The legislature has consistently recognized in its enactments that expenses for lodging and subsistence incident to travel and away from one’s residence are a true reimbursable expense. We said in the Todd case, supra:
“That a legislative interpretation extending over a period in excess of half a century should have great weight with the court. The legislative interpretation of this state for more than half a century has been to the effect that the allowance to public officers of reimbursement for sums necessarily expended, while away from their places of residence in the service of the state, is constitutionally permissible.” (Italics ours.)
However, such legislation is not a precedent for the granting of an expense allowance to an elected official for expenses incurred at the seat of government and not incident to travel away from his actual residence.

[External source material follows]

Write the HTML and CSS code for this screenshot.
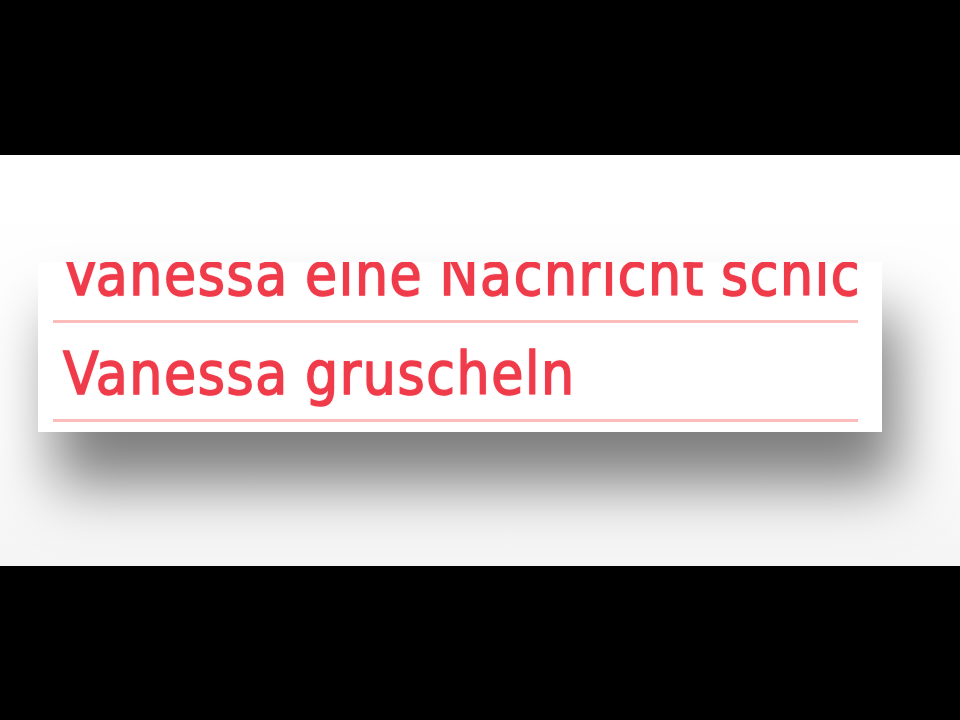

It is vigorously contended by respondent’s counsel that the South Dakota case of McCoy v. Handlin, 35 S. D. 487, 153 N. W. 361, is authority for the allowance of expenses incurred while in the performance of duties at the seat of government. Since this case was cited in the Todd case, supra, we will consider it further as it applies to the question before us. The statute involved in that case was passed by the legislature of South Dakota in 1911, and provided:
“ ‘That whenever a judge of the Supreme Court whose *600legal residence shall be at some place other than the state capital shall have changed his place of actual residence to the capital, there shall be paid to such judge in consideration of expenses incident to removal to the capital, the increased expenses of living at a place other than his legal residence, the expenses of traveling to and from such legal residence the fixed sum of fifty dollars for each month, payable upon the certified vouchers of such judge filed in the office of the state auditor.’ ” (Italics ours.)
The South Dakota court held that this did not constitute an increase in compensation. In 1921, this expense item was increased from fifty dollars to one hundred fifty dollars per month by the South Dakota legislature, and the reasoning of the McCoy case, supra, was adopted in State ex rel. Payne v. Reeves, 44 S. D. 568, 184 N. W. 993, by a pro tern, supreme court appointed by the governor from the state bar association.
The case differs from our present case, in that certain expenses detailed in the South Dakota statute were not provided for in the statute before us, such as traveling and moving, whereas expenses allowed in our statute were limited to those incurred at the seat of government. Neither was increased cost of living set forth in our statute, and, assuming this were ascertainable, it would still be in a different category from living costs incurred incident to travel. In any event, the latter item would be in conflict with our ruling in State ex rel. Banker v. Clausen, 142 Wash. 450, 253 Pac. 805, and State ex rel. Mills v. Clausen, 161 Wash. 700, 296 Pac. 1119.
It appears that the learned jurist in the Todd case, supra, experienced difficulty in finding the living expenses of state legislators reimbursable while in Olympia, without overruling the Banker and Mills cases. To adopt the theory of the South Dakota cases, supra, would be an extension of our holding in the Todd case, supra, by allowing reimbursement for increased living costs which are not incident to travel.
We must conclude that the provision of our statute in question, providing for an expense allowance for certain state officials at the seat of government, does not come *601within the purview of a true reimbursable expense, as determined in the Todd case, supra, and as construed for more than half a century by the legislature of this state. The allowance provided therefor is increased compensation during the term of office of a public official, contrary to Art. II, §§ 25, 26, Art. Ill, § 25, Art. XXVIII, § 1, of the state constitution, and must, therefore, be held invalid.
The writ prayed for will be granted.
Hill, C. J., Mallery, Donworth, Weaver, Rosellini, Ott, and Foster, JJ., concur.